His early years and most of his schooling took place in Chingola and in the Zambian midlands town of Broken Hill now Kabwe.
After rounding off his school career with two years as a cadet at the South African Nautical College ‘General Botha’, he began his mining career in 1961 as a learner miner on Bancroft.
In 1963 he enrolled at the Camborne School of Mines in Cornwall. Where he met Gwen, a nursing sister, whom he married.
After graduating in 1966 he returned to the Copperbelt and worked as a shiftboss on Nkana’s South Ore Body section until 1968. He then visited South Africa, obtained his Mine Manager’s Certificate of Competency and successfully searched for a job.
The Cementation Company offered him an opportunity as a ‘Learner Master Sinker’ and he joined their crew at Hartebeestfontein No. 5 shaft. He was with this Company until his retirement at the beginning of 2006, taking over the Managing Director’s slot at Cementation Mining Skanska in 1989, Chairman in 2000 and was appointed Chief Executive Officer of The Cementation Company [Africa] in 2000.
Alastair was both a Professional and Chartered Engineer, South Africa and U.K. respectively and an Associate of the Institute of Chartered Secretaries and Administrators.
He authored several papers on shaft construction and contracting, of which, one was awarded the Gold Medal of the Association of Mine Managers’ of South Africa.
He was elected a Fellow of the SAIMM in 1989, served on their Council since 1992 and in 2001/2 was their 104th President. In 2003 he was created an Honorary Life Fellow of the Institute.

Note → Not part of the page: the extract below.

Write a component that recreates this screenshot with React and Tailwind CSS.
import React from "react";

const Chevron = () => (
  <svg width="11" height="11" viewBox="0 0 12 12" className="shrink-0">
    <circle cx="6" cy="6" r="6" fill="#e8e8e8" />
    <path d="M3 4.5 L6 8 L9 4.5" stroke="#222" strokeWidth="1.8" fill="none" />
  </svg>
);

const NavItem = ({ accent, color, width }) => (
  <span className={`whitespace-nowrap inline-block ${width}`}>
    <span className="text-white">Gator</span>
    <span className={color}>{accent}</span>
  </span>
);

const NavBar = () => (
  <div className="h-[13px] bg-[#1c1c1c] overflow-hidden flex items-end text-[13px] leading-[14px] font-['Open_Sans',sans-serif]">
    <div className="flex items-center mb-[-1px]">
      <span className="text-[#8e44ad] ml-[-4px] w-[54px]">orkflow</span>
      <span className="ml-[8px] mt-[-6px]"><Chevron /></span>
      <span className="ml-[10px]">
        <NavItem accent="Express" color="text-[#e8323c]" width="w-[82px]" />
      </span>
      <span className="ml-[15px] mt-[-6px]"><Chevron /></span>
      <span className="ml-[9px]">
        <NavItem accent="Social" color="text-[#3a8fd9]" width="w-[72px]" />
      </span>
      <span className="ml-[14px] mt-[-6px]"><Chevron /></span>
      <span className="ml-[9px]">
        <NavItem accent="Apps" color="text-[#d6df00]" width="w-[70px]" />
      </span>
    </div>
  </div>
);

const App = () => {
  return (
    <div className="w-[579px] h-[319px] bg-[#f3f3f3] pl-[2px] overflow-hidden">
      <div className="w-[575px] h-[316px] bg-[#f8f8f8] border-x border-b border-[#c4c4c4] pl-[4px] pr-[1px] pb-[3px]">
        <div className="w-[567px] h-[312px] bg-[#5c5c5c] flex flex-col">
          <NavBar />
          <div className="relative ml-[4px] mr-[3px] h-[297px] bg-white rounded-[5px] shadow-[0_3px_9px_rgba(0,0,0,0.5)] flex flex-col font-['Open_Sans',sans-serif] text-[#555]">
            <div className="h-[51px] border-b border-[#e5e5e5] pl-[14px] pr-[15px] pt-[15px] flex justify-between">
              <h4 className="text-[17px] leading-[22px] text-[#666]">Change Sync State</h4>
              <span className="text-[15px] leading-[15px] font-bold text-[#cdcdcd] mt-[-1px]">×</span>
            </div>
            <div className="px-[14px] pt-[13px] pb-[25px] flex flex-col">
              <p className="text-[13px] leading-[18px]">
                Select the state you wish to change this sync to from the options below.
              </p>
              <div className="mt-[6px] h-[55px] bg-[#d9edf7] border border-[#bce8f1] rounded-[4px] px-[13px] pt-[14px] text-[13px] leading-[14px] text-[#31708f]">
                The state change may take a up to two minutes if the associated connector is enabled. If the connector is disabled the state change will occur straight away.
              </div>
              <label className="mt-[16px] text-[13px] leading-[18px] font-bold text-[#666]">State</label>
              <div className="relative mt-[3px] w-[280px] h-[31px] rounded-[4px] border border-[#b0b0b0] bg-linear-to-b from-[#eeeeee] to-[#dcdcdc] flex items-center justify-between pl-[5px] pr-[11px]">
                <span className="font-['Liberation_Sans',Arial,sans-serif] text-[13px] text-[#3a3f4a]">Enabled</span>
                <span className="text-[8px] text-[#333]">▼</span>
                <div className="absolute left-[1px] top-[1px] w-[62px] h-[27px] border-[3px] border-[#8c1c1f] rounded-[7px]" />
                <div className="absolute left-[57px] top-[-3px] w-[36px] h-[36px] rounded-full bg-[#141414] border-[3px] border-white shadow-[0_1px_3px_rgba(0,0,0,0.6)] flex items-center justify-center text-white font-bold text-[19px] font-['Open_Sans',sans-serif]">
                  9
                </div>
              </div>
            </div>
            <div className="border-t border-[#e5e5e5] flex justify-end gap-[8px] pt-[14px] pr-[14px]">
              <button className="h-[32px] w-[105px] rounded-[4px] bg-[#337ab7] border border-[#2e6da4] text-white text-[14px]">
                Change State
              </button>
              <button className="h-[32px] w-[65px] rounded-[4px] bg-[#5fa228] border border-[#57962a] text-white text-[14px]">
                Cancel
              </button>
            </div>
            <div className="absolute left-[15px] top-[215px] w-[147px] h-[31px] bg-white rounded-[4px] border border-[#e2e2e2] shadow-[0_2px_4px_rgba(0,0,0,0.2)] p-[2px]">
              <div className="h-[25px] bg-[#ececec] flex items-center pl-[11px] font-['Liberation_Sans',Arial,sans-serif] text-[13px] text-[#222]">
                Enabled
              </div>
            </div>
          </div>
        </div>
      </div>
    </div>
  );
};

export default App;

Alastair and Gwen lived in Johannesburg and had 5 grown children who have blessed them with 9 grandchildren at last count. He was a rugby devotee, regular angler, cyclist and mineral collector. He was an ‘Able Toastmaster’ past president of the ‘CIS Toastmaster’s Club of Johannesburg’ and a past chairman of the ‘Camborne School of Mines Association of South Africa’. He was also a keen member of the Gauteng Branch of the OBA and never missed a meeting if he could help it, in fact one memorable meeting at the Randfontein Club was fully sponsored by Alastair who picked up the tab for everything. He will be sorely missed at our Gauteng get togethers.